“Ci sarà una sentenza, ci saranno altri processi per casi del genere, noi saremo qui; chi non c’è e non ci sarà più è Federico Aldrovandi. È con questa realtà che dobbiamo fare i conti. Non esprimeteci la vostra solidarietà fasulla, ipocrita, quando poi ci querelate nella nostra ricerca della verità. Abbiate il pudore di lasciarci in pace”. Era il 25 giugno del 2009 e Fabio Anselmo, al termine della sua arringa di parte civile al processo Aldrovandi, fu profeta. Da allora ci sono stati altri processi. Quelli Cucchi, Uva, Ferrulli, Budroni, Bifolco. E lui, insieme ai familiari delle vittime “era lì”.
E l’avvocato ferrarese “era lì” anche nel cuore burocratico dell’Europa. Quell’Europa che vede riconosciuto quasi ovunque il reato di tortura per l’introduzione del quale l’avvocato ferrarese e i suoi assistiti lottano da anni. Una sponda, assieme ad Acad, l’associazione contro gli abusi in divisa, l’hanno trovata nell’eurodeputata per l’Altra Europa Eleonora Forenza, che ha invitato al parlamento europeo una loro delegazione all’audizione sugli abusi delle forze dell’ordine italiane appena cominciata al Parlamento Europeo.
“Oggi siamo venuti a dirvi che l’Italia, paese membro dell’Unione europea, tortura i suoi cittadini nelle carceri e nelle caserme – è stato l’attacco di Acad -. Non siamo di fronte a un problema che riguarda “qualche mela marcia”. Non si tratta del comportamento sconsiderato di pochi agenti. È un sistema che coinvolge le forze dell’ordine, la magistratura e la politica del nostro paese”.
E mentre l’eurodeputata Forenza avverte che solo l’Ucraina, con i suoi 13.650 ricorsi, sorpassa l’Italia (ferma a 10.100) quanto a numero di ricorsi per casi di tortura 10.100 ricorsi, prende la parola Anselmo. E sembra partire da quel 25 giugno di sette anni fa.

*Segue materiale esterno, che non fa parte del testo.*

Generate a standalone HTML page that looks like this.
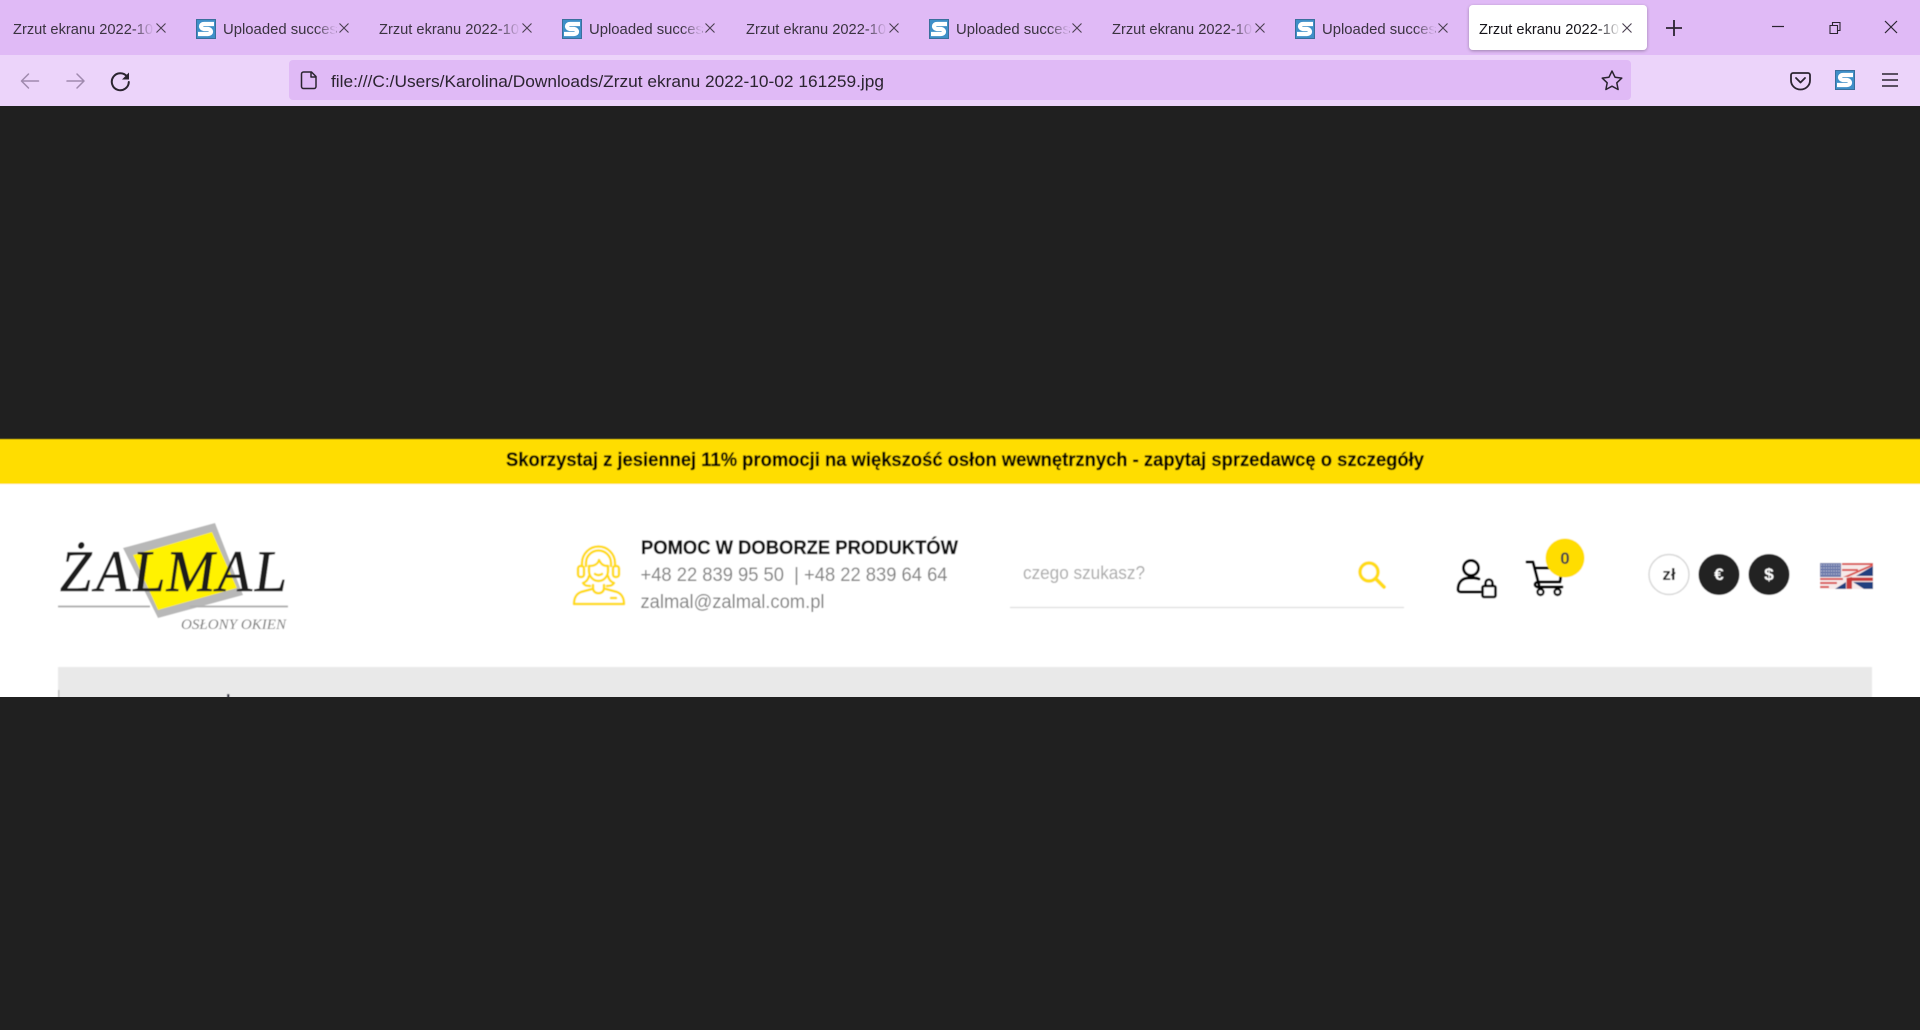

Sullo sfondo scorrono le immagini dei corpi senza vita degli innumerevoli processi che ha seguito. Si sentono anche i file audio di Rachid Assarag, che ha registrato le torture subìte in carcere. Anselmo parte dal caso ‘pilota’ di Federico Aldrovandi, il triste ‘precedente’, per arrivare a dire che “il problema della tortura e dell’uso eccessivo della forza e della violenza non può più essere considerato solo figlio di una matrice ideologica cosiddetta fascista. È qualcosa di diverso oggi. Esso ha radici culturali ed emotive nel bisogno spesso enfatizzato od estremizzato di sicurezza che è stato giorno per giorno instillato nelle menti e nelle coscienze dei cittadini, spesso strumentalmente legato e mere speculazioni politiche”.
Secondo il penalista ferrarese “è indubbio che è sempre più aperta la forbice tra sicurezza reale e sicurezza percepita. In questa forbice si vogliono giustificare fatti e comportamenti particolarmente violenti ad opera di taluni appartenenti alle forze dell’ordine che hanno provocato la morte di numerosi inermi cittadini”.
Anselmo analizza tre modalità standard con cui si realizzano questi comportamenti: in fase di fermo od arresto o tso
(e mostra la foto di Federico Aldrovandi, ndr), in carcere o strutture restrittive analoghe (come nei casi di Stefano Cucchi, Aldo Bianzino, Rachid Assaragh, Giuseppe Uva) o con l’uso illecito delle armi (come nei casi di Davide Bifolco e Dino Budroni)”.
“Io non ce l’ho con tutte le forze dell’ordine – chiarisce -, ma con coloro che difendono tutti questi terribili comportamenti per malinteso spirito di corpo. Io chiedo a tutti voi ed invito a vostra volta a chiedere ai vostri governi ed istituzioni: siamo sicuri che per dare adeguate risposte alle esigenze di sicurezza dei cittadini, anche tenendo conto della minaccia del terrorismo, sia proprio necessario e soprattutto efficace esercitare questo tipo di violenza e con queste modalità?”.
Anselmo ha terminato l’intervento esprimendo solidarietà e offrendo “la mia preghiera di pronta guarigione” al poliziotto ferito ieri durante un’operazione antiterrorismo proprio a Buxelles.